En plus de favoriser l’ouverture de lieux jusqu’alors fermés, les nouveaux projets issus de ces acquisitions apportent plus de mixité au 7 arrondissement. L’un des programmes emblématiques actuels est le campus Sciences Po sur l’hôtel de l’Artillerie, situé place Saint-Thomas-d’Aquin. Celui-ci vise à regrouper dans un campus de style « oxfordien » une grande partie des pôles d’enseignement de l’institution, historiquement disséminée sur plusieurs sites du 7. Le regroupement avait démarré avec la prise à bail de l’ancien hôtel de Fleury, siège de l’École nationale des ponts et chaussées (26-28 rue des Saints-Pères), que les Foncières des 6 et 7 arrondissements avait acheté à l’État en 2008.
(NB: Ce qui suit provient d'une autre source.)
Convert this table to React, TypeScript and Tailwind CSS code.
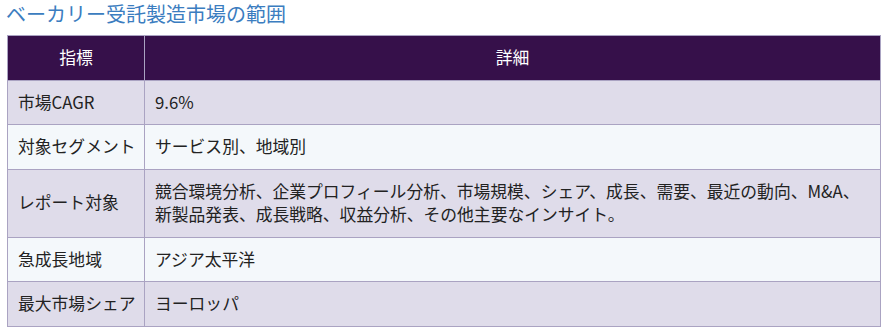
import React from "react";

const rows: [string, string][] = [
  ["市場CAGR", "9.6%"],
  ["対象セグメント", "サービス別、地域別"],
  [
    "レポート対象",
    "競合環境分析、企業プロフィール分析、市場規模、シェア、成長、需要、最近の動向、M&A、新製品発表、成長戦略、収益分析、その他主要なインサイト。",
  ],
  ["急成長地域", "アジア太平洋"],
  ["最大市場シェア", "ヨーロッパ"],
];

export default function App() {
  return (
    <div
      className="w-[889px] h-[331px] bg-white overflow-hidden pl-[7px]"
      style={{ fontFamily: '"Noto Sans CJK JP", "Noto Sans", sans-serif' }}
    >
      <h2 className="text-[20px] leading-[28px] text-[#3b7dc0] font-normal pt-[0px] mb-[7px] -ml-[1px]">
        ベーカリー受託製造市場の範囲
      </h2>
      <table className="w-[874px] border-collapse text-[16.8px] leading-[23.5px] text-[#222]">
        <thead>
          <tr className="bg-[#36104a] text-white">
            <th className="w-[137px] border border-[#aaa3c2] py-[10px] font-normal text-center">
              指標
            </th>
            <th className="border border-[#aaa3c2] py-[10px] font-normal text-center">
              詳細
            </th>
          </tr>
        </thead>
        <tbody>
          {rows.map(([k, v], i) => (
            <tr key={k} className={i % 2 === 0 ? "bg-[#dfdcea]" : "bg-[#f4f8fb]"}>
              <td className="border border-[#aaa3c2] py-[10px] pl-[10px] pr-[6px] whitespace-nowrap">
                {k}
              </td>
              <td className="border border-[#aaa3c2] py-[10px] pl-[10px] pr-[8px]">
                {v}
              </td>
            </tr>
          ))}
        </tbody>
      </table>
    </div>
  );
}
Par ailleurs, le projet Raspail/Bac/Grenelle développe 5 000 m de commerces, 4 800 m de logements et 1 500 m de jardins et promenades. « De grands projets hôteliers verront probablement le jour, ce qui va à l’encontre de l’historique de l’arrondissement, puisque les grands palaces se concentrent plutôt autour des boutiques de luxe », ajoute Cyril Dubourg. « L’arrivée et/ou l’extension sur les dix dernières années de grandes enseignes, comme Hermès ou Céline, et les travaux de rénovation du Bon Marché constituent une zone de shopping haut de gamme. C’est un des éléments qui entraîne cette tendance au développement de l’hôtellerie de luxe », complète Arnaud Pomel.

Concernant les perspectives du marché immobilier du secteur, Arnaud Pomel pense qu’il « restera un micromarché évoluant au gré des cessions ». Cependant, l’ensemble des grandes cessions immobilières déjà actées fera émerger d’ici trois à cinq ans le nouveau visage du 7ème arrondissement de Paris.

« Lorsque l’ensemble de l’offre locative sera sur le marché dans quelques années, il sera intéressant de voir les changements de stratégie des entreprises sur leur implantation, souligne Cyril Dubourg. D’autant qu’une réalité s’impose au QCA : il est de plus en plus congestionné, voire saturé.»